Who will win: BYU 41, Portland State 10. After their first five games were decided by a total of 11 points last year -- no margin of victory greater than three -- the Cougars will surely welcome a relatively easy opener before playing LSU, Utah and Wisconsin the next three weeks.

Hawaii at Massachusetts

Time/channel: 6 p.m. ET, live stream

What to know: Last year, Hawaii opened its season against California in Sydney, Australia. This year, the Rainbow Warriors make yet another very long trip, all the way to Amherst, Mass. Hawaii ended last regular season by beating UMass 46-40 at home, and now the Warriors make the return 5,000-mile trip. Hawaii's 2016 win allowed it to go bowling for the first time since 2010, and it has a lot of experience returning for coach Nick Rolovich's second season. After going 2-10 in its first year as an independent, UMass hopes for a bit more competitiveness behind a solid passing game featuring standout TE Adam Breneman, plus QB Andrew Ford and WR Andy Isabella.

Who will win: Hawaii 34, Massachusetts 30. Home-field advantage makes the Minutemen a two-point favorite, and their passing game could be enough to push them over the top. But we'll go with Hawaii getting off on the right foot in pursuit of another bowl bid.

No. 19 South Florida at San Jose State

Time/channel: 7:30 p.m. ET, CBS Sports Network

What to know: Two new coaches with vastly different situations. Charlie Strong has been a head coach for seven seasons at Louisville and Texas; he takes over a top-25 USF team with a star QB in Quinton Flowers and hopes of going undefeated against a weak schedule, or at least making a major bowl game. Brent Brennan is a relative unknown, most recently a receivers coach at Oregon State, and he takes over a San Jose State squad that went 4-8 last year and has had one winning season in the past 10 years. This game is certainly worth watching to see what the Bulls look like in Strong's debut, and it's always worth watching Flowers, a dynamic player who rushed for 1,530 yards and 18 TDs for the 11-2 Bulls last year.

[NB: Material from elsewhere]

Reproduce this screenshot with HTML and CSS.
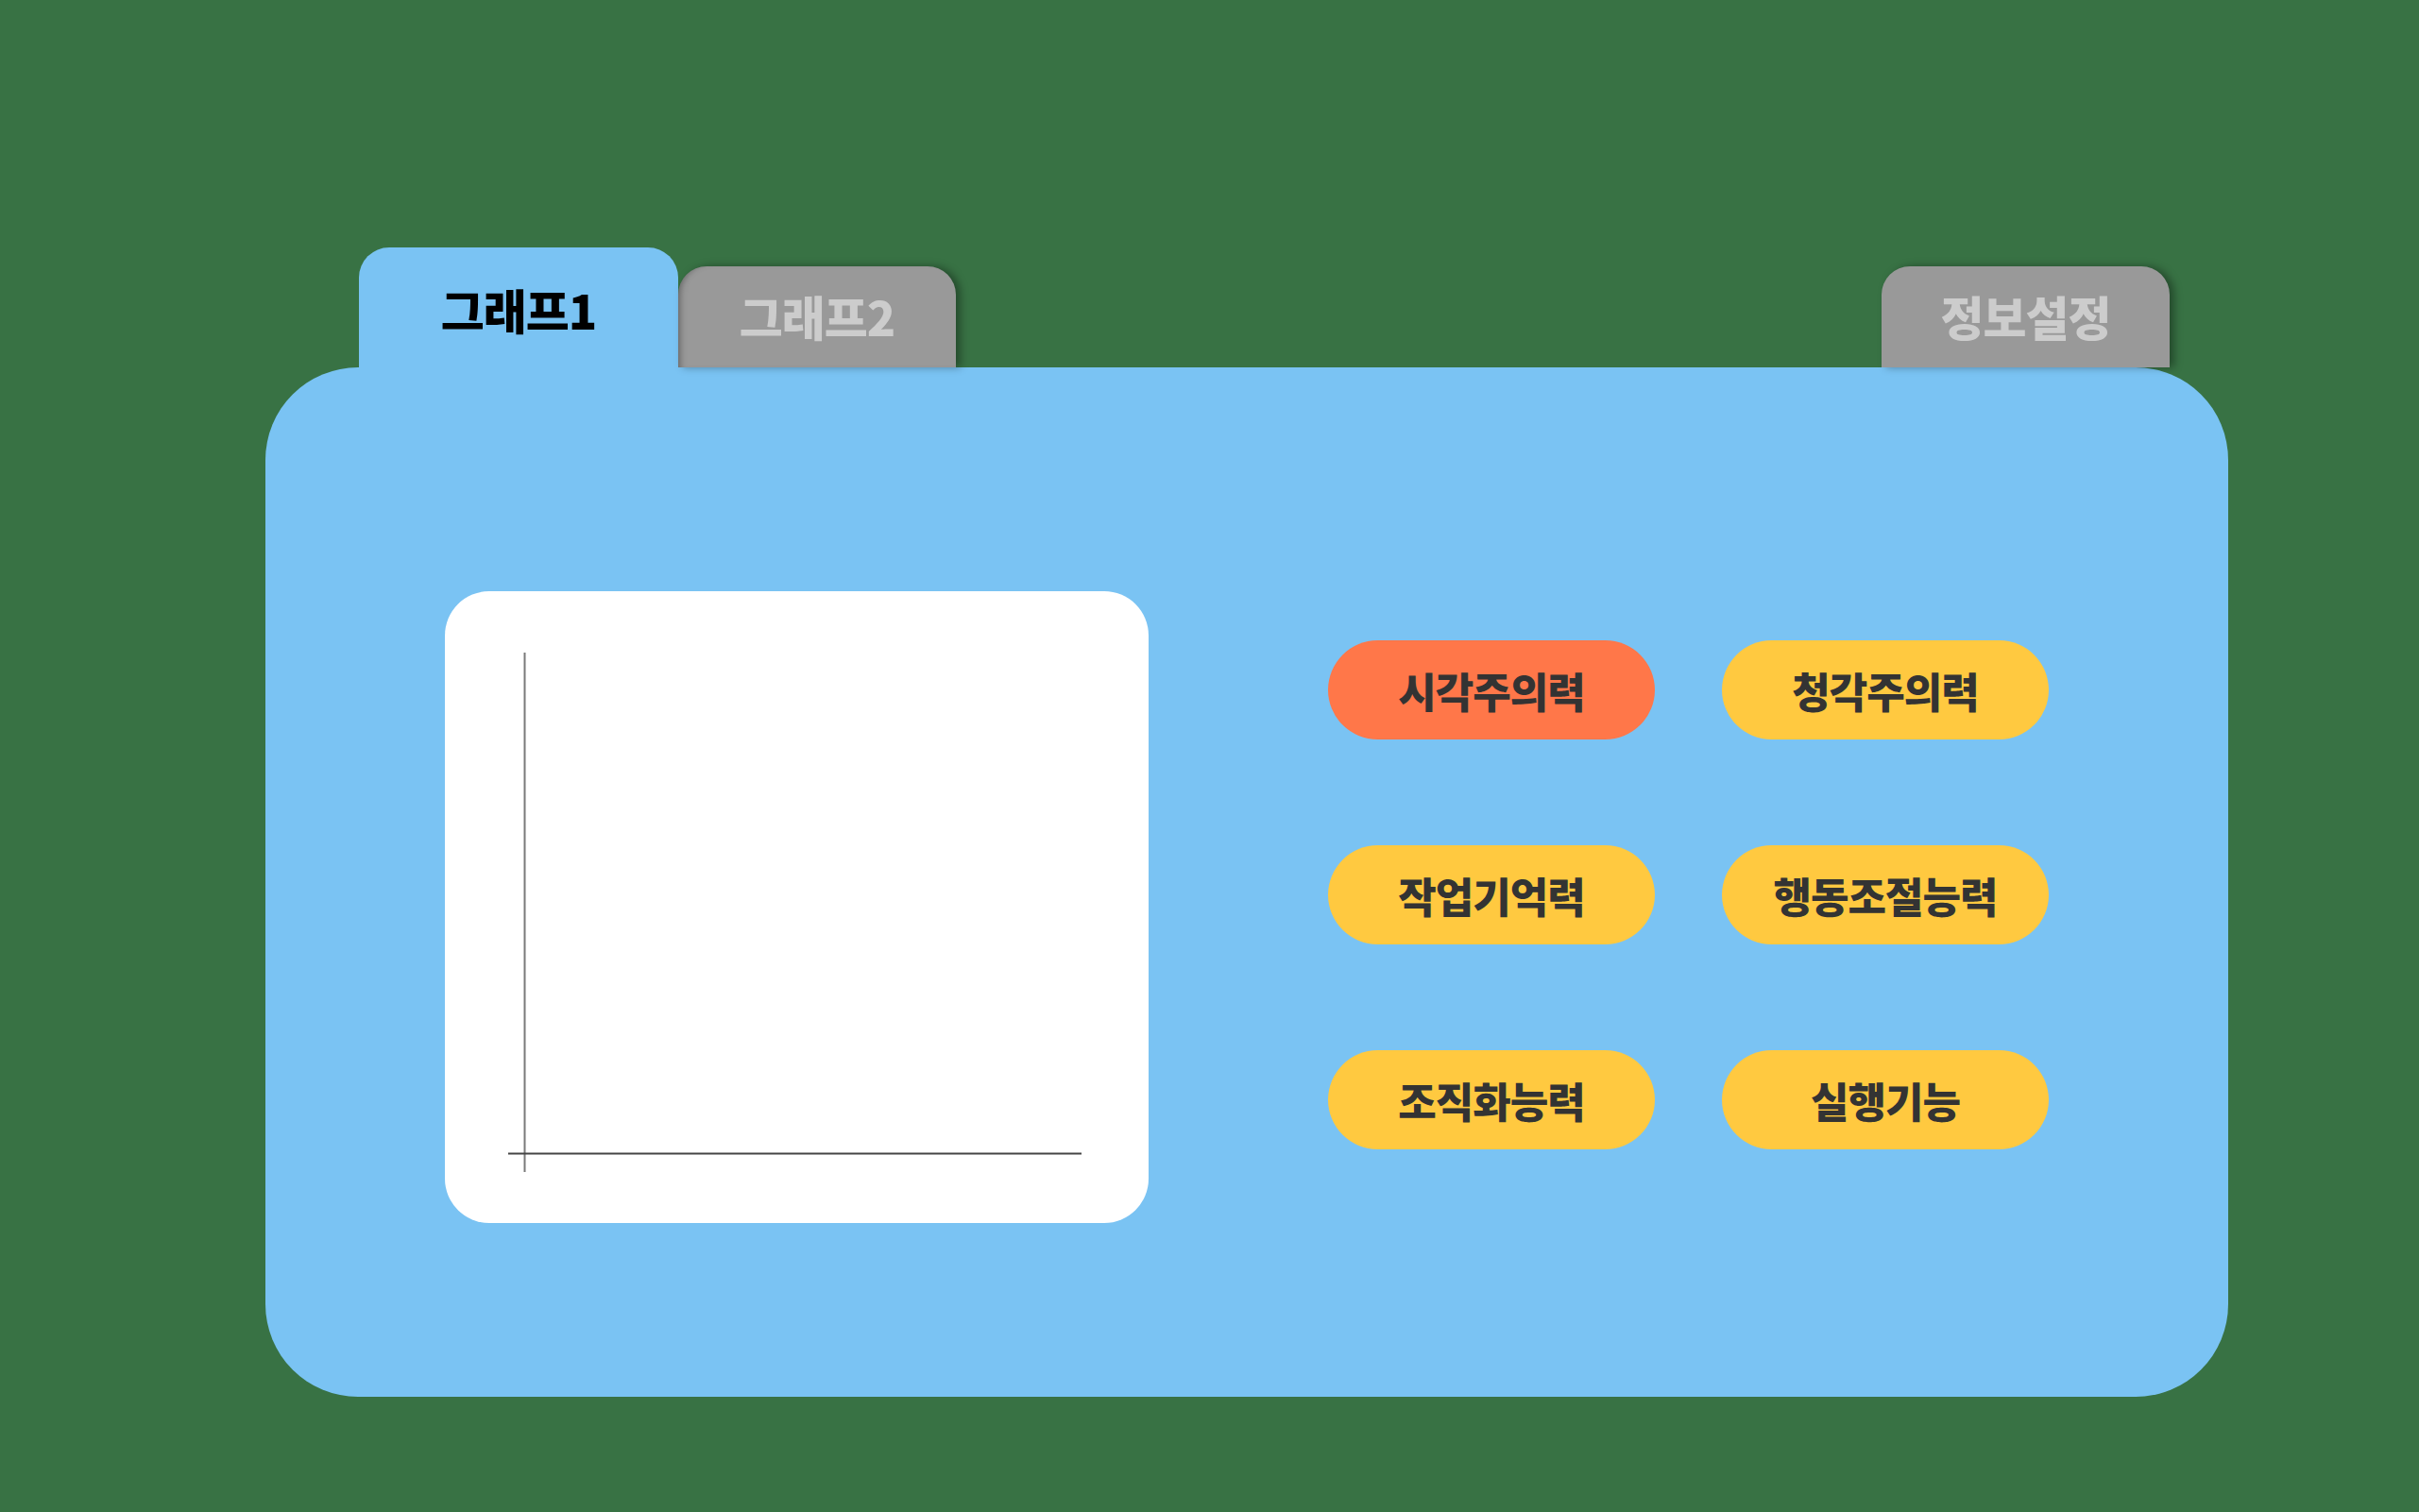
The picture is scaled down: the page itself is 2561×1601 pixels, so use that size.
FILE: index.html
```html
<!DOCTYPE html>
<html lang="ko">
<head>
<meta charset="utf-8">
<title>그래프</title>
<link rel="stylesheet" href="styles.css">
</head>
<body>
<div class="stage">
  <div class="tabs">
    <div class="tab tab-active">그래프1</div>
    <div class="tab tab-gray tab-second">그래프2</div>
    <div class="tab-spacer"></div>
    <div class="tab tab-gray tab-info">정보설정</div>
  </div>
  <div class="panel">
    <div class="chart">
      <svg class="axes" width="745" height="669" viewBox="0 0 745 669">
        <line x1="84.5" y1="65" x2="84.5" y2="615" stroke="#7a7a7a" stroke-width="2"/>
        <line x1="67" y1="595.5" x2="674" y2="595.5" stroke="#444" stroke-width="2"/>
      </svg>
    </div>
    <div class="buttons">
      <div class="pill pill-active">시각주의력</div>
      <div class="pill">청각주의력</div>
      <div class="pill">작업기억력</div>
      <div class="pill">행동조절능력</div>
      <div class="pill">조직화능력</div>
      <div class="pill">실행기능</div>
    </div>
  </div>
</div>
</body>
</html>
```

FILE: styles.css
```css
html, body {
  margin: 0;
  padding: 0;
}
body {
  background: #387244;
  width: 2561px;
  height: 1601px;
  overflow: hidden;
  font-family: "Noto Sans CJK KR", "Noto Sans", sans-serif;
}
.stage {
  padding-top: 262px;
  padding-left: 281px;
  width: 2078px;
}
.tabs {
  display: flex;
  align-items: flex-end;
  height: 127px;
  padding-left: 99px;
  padding-right: 62px;
}
.tab {
  box-sizing: border-box;
  text-align: center;
  font-size: 50px;
  font-weight: 900;
  line-height: 56px;
  border-radius: 32px 32px 0 0;
  letter-spacing: -1px;
}
.tab-active {
  width: 338px;
  height: 127px;
  padding-top: 37px;
  background: #7ac3f3;
  color: #000;
}
.tab-gray {
  height: 107px;
  padding-top: 24px;
  background: #999999;
  color: #cccccc;
  border-radius: 30px 30px 0 0;
}
.tab-second {
  width: 294px;
  box-shadow: inset 7px 0 7px -5px rgba(0, 0, 0, 0.35), 5px 0 8px rgba(0, 0, 0, 0.35);
}
.tab-info {
  width: 305px;
  box-shadow: 5px 0 8px rgba(0, 0, 0, 0.35);
}
.tab-spacer {
  flex: 1;
}
.panel {
  box-sizing: border-box;
  width: 2078px;
  height: 1090px;
  background: #7ac3f3;
  border-radius: 98px;
  padding-top: 237px;
  padding-left: 190px;
  display: flex;
  align-items: flex-start;
}
.chart {
  width: 745px;
  height: 669px;
  background: #ffffff;
  border-radius: 47px;
  flex: none;
}
.axes {
  display: block;
}
.buttons {
  margin-left: 190px;
  margin-top: 52px;
  display: grid;
  grid-template-columns: 346px 346px;
  grid-auto-rows: 105px;
  column-gap: 71px;
  row-gap: 112px;
}
.pill {
  background: #ffc940;
  border-radius: 53px;
  display: flex;
  align-items: center;
  justify-content: center;
  font-size: 44px;
  font-weight: 900;
  color: #333333;
  letter-spacing: -1px;
}
.pill-active {
  background: #ff7749;
}
```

Who will win: South Florida 42, San Jose State 17. It's a long road trip for the Bulls, but the Spartans don't have the firepower to keep up.

No. 14 Stanford vs. Rice (at Sydney, Australia)

Time/channel: 10 p.m. ET, ESPN

What to know: Stanford is the only ranked Power Five team in action on the first day of the season. This is the second year in a row that there's an opening game in Sydney -- Cal beat Hawaii 51-31 last August -- and it's a rematch of last year's regular-season finale in which Stanford beat Rice 41-17. Rice is coming off a 3-9 season, and coach David Bailiff is on the hot seat. This is mostly worth watching for an early glimpse at the post-Christian McCaffrey era at Stanford, which is off next week, then goes on the road to USC and San Diego State before finally playing at home on Sept. 23 against UCLA. It also marks the return of QB Keller Chryst, who injured his knee in the Sun Bowl but has made a swift recovery to retain the starting job.

Who will win: Stanford 38, Rice 7. The Cardinal won't need to lean heavily on Chryst. They can cruise behind their defense, improved offensive line and new starting running back Bryce Love.